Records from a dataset

────────────────────

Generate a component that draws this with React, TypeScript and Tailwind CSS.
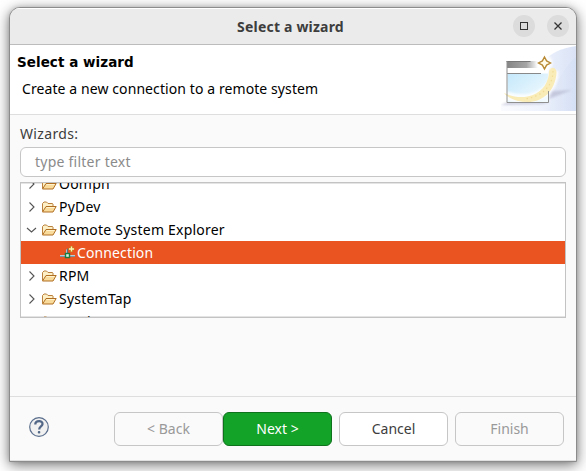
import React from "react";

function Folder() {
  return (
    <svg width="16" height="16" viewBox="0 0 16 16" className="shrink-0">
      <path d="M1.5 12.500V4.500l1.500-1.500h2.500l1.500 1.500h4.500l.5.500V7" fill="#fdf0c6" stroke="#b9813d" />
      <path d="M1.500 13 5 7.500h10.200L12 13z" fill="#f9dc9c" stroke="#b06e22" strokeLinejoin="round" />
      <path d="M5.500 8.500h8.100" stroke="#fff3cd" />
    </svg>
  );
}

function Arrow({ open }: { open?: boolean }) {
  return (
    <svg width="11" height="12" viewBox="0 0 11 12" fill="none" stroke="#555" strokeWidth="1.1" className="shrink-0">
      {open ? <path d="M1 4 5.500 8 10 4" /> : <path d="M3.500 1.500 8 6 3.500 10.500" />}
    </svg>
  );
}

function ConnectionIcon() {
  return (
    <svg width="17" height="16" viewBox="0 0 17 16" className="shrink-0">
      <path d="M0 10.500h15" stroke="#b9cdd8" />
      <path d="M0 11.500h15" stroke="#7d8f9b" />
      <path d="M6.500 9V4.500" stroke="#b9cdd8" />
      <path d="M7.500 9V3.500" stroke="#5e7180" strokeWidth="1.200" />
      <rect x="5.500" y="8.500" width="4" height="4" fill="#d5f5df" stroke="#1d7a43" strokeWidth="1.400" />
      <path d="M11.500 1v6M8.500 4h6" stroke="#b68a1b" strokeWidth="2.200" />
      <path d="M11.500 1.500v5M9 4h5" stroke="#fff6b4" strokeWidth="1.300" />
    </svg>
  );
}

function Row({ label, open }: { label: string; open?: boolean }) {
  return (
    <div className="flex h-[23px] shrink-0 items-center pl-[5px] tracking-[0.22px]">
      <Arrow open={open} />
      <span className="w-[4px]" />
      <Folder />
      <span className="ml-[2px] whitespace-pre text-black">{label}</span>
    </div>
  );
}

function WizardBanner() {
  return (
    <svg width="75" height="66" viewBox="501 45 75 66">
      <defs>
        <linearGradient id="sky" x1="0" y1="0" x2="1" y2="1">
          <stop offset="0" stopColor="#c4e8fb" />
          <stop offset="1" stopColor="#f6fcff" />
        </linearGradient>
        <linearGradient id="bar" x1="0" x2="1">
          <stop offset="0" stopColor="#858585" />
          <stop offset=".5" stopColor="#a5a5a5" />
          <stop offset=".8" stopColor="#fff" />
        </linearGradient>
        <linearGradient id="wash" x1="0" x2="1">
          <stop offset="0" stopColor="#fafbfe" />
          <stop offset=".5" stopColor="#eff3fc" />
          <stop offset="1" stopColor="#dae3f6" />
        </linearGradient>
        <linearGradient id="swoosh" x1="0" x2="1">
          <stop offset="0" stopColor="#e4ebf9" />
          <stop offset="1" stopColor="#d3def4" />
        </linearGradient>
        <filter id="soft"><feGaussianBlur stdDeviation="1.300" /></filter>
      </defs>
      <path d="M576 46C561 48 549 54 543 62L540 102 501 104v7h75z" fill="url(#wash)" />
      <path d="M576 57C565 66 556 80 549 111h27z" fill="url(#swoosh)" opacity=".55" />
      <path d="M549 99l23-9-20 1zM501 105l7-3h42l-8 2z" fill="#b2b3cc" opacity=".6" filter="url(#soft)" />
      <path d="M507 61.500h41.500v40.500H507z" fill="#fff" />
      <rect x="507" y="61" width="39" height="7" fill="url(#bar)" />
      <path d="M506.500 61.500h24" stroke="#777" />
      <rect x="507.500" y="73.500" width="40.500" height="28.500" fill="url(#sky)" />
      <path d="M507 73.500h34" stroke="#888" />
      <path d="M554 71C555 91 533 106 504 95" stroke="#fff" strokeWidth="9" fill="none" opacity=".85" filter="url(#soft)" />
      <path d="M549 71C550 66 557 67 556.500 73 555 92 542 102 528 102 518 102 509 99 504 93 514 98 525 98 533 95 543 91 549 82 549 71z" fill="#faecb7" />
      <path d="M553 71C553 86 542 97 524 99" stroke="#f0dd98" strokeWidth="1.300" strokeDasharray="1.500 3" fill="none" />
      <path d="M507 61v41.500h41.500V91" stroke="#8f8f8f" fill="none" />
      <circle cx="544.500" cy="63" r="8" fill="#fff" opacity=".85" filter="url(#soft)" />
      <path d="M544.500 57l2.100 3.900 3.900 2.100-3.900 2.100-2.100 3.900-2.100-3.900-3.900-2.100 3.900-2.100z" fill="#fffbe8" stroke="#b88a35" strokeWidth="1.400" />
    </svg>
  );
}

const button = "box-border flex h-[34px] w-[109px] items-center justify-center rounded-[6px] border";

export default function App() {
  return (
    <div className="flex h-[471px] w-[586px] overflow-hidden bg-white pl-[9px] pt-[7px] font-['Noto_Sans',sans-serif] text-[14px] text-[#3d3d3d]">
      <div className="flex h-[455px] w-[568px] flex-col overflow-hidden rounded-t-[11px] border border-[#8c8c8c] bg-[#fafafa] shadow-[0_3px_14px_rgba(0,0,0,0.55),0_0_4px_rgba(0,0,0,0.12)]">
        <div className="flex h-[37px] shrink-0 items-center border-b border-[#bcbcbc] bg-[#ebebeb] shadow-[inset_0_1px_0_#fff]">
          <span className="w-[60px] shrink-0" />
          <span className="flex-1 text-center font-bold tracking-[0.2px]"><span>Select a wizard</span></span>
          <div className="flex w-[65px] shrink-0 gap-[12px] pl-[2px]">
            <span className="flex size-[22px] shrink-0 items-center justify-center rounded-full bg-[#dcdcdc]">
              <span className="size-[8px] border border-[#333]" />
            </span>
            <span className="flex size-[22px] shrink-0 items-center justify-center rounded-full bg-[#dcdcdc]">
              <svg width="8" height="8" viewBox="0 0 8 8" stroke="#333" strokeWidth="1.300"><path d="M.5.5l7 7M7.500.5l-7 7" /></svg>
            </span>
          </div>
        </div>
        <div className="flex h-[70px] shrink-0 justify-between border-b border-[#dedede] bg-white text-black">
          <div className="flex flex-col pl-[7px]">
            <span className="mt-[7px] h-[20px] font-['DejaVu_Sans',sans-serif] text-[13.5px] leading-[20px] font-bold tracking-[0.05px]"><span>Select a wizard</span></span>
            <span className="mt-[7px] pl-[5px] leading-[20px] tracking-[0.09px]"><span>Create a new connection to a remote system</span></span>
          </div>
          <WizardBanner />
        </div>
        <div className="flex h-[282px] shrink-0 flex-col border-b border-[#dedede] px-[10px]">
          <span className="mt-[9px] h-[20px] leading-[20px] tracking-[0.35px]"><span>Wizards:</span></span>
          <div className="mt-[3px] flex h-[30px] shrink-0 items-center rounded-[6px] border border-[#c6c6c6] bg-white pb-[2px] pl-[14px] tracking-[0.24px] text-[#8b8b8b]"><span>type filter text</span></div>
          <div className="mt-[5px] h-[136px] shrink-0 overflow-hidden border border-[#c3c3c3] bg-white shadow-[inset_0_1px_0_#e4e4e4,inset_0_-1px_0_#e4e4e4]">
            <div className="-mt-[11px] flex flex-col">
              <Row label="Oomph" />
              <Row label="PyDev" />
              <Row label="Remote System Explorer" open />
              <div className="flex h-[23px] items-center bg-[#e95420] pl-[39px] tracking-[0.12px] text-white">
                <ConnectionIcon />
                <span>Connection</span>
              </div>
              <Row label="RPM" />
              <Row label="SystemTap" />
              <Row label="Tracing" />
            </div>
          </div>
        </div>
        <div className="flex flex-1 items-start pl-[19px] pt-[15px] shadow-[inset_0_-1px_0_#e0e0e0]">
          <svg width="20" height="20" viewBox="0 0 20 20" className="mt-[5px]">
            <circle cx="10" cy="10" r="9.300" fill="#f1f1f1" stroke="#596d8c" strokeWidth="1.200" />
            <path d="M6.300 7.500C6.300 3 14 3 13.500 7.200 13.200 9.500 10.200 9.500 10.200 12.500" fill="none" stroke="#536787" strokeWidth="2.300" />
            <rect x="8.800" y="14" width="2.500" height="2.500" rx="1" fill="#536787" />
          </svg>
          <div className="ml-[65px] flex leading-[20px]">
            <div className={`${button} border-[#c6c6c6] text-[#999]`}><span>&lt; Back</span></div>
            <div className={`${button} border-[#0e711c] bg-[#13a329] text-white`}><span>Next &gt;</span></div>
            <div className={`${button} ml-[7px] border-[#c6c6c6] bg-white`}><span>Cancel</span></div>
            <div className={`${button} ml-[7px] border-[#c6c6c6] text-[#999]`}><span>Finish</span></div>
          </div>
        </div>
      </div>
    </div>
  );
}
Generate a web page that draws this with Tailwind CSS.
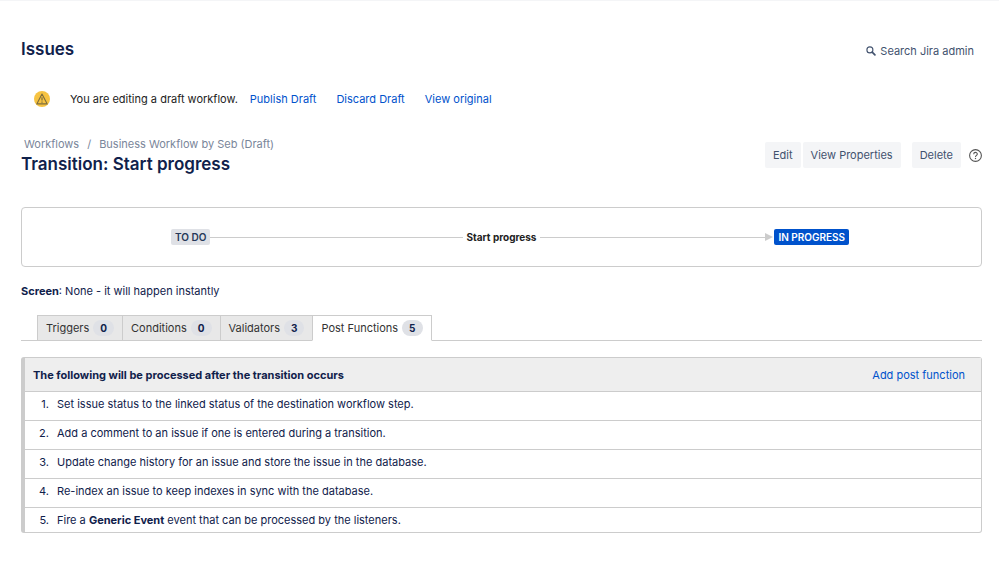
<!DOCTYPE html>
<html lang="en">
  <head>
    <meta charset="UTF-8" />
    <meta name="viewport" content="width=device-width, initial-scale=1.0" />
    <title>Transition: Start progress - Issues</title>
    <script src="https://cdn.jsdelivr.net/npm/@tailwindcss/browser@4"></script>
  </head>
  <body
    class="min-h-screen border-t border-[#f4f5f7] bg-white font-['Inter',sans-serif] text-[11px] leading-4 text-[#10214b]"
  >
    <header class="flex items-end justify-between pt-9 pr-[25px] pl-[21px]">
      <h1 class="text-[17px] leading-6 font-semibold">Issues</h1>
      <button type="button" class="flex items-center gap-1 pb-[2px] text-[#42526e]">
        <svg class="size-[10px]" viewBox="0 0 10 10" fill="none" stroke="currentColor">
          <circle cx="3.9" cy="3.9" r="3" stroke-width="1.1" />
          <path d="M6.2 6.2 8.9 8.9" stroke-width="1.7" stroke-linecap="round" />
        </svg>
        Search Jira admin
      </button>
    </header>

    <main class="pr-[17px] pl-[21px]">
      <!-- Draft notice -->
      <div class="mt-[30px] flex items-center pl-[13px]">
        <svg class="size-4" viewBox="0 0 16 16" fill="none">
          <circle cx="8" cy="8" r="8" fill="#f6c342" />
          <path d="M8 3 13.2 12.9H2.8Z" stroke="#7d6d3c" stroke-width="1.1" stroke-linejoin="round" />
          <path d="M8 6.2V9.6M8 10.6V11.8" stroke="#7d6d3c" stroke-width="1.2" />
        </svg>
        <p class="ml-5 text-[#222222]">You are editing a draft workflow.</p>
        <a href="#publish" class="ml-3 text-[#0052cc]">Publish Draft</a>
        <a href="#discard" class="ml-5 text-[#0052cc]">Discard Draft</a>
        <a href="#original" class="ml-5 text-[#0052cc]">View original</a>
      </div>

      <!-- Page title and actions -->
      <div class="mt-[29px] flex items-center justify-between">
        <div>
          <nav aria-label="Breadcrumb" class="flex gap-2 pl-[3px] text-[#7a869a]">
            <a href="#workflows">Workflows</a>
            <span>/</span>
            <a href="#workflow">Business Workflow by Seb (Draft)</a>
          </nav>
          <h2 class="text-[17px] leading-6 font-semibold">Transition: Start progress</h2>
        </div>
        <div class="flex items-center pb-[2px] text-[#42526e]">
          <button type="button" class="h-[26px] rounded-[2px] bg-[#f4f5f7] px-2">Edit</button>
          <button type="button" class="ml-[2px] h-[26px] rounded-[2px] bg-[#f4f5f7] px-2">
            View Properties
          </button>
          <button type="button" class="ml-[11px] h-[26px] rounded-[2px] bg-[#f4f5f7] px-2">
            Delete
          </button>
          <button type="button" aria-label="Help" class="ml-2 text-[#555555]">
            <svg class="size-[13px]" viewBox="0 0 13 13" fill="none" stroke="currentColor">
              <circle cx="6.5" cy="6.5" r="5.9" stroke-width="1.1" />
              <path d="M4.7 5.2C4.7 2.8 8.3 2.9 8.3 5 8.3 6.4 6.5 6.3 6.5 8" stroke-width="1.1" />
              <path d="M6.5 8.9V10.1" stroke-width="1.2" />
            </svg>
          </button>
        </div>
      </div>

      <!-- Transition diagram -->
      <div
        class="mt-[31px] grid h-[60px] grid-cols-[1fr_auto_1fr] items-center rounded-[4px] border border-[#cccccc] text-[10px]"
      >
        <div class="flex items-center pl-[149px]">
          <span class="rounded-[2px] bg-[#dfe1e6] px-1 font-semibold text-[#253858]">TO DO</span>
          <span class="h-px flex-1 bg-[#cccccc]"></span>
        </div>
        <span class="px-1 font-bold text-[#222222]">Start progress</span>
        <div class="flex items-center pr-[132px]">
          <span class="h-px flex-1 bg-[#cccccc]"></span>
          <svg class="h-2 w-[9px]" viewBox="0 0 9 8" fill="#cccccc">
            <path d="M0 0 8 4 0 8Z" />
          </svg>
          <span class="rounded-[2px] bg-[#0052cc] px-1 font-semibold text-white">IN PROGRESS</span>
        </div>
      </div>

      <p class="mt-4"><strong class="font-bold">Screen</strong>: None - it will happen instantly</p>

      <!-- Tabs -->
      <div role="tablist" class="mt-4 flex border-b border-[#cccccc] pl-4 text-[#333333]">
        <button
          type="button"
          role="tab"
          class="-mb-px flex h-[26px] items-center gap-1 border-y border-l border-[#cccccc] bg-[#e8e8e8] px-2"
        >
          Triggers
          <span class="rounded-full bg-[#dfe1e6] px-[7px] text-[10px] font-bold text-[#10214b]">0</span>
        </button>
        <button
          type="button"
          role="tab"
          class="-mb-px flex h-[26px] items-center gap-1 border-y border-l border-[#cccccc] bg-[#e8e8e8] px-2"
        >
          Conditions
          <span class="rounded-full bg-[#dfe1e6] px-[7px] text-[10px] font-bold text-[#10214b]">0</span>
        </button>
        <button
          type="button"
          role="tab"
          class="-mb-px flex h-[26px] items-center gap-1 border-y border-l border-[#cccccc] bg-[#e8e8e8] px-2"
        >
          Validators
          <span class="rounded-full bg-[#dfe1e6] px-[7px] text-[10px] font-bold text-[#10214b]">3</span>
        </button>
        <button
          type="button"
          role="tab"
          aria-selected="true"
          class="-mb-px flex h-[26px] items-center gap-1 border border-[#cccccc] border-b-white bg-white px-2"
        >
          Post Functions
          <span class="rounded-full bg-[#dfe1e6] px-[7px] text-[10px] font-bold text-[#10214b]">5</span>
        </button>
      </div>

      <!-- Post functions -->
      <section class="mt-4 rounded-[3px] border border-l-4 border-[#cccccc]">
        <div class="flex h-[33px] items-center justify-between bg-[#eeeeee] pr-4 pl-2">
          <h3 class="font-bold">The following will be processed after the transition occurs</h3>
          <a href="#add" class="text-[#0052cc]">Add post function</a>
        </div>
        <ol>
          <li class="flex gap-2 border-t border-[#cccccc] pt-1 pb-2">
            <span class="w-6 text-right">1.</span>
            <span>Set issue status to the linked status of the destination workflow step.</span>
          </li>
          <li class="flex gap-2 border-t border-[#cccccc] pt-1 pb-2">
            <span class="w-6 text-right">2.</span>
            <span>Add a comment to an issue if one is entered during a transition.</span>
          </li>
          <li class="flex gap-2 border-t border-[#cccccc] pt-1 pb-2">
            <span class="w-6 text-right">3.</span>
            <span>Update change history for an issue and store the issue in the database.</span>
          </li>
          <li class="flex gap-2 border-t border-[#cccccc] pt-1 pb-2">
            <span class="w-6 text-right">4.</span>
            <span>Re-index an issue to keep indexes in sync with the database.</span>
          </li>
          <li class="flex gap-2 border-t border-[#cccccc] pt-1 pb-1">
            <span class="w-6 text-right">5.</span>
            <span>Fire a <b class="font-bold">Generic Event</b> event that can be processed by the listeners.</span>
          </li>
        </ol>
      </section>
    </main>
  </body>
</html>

────────────────────

Go through the records. Copy each line where "with" appears.

■ Answer to this problem
Generate a component that draws this with React, TypeScript and Tailwind CSS.
Generate a web page that draws this with Tailwind CSS.
            <span>Re-index an issue to keep indexes in sync with the database.</span>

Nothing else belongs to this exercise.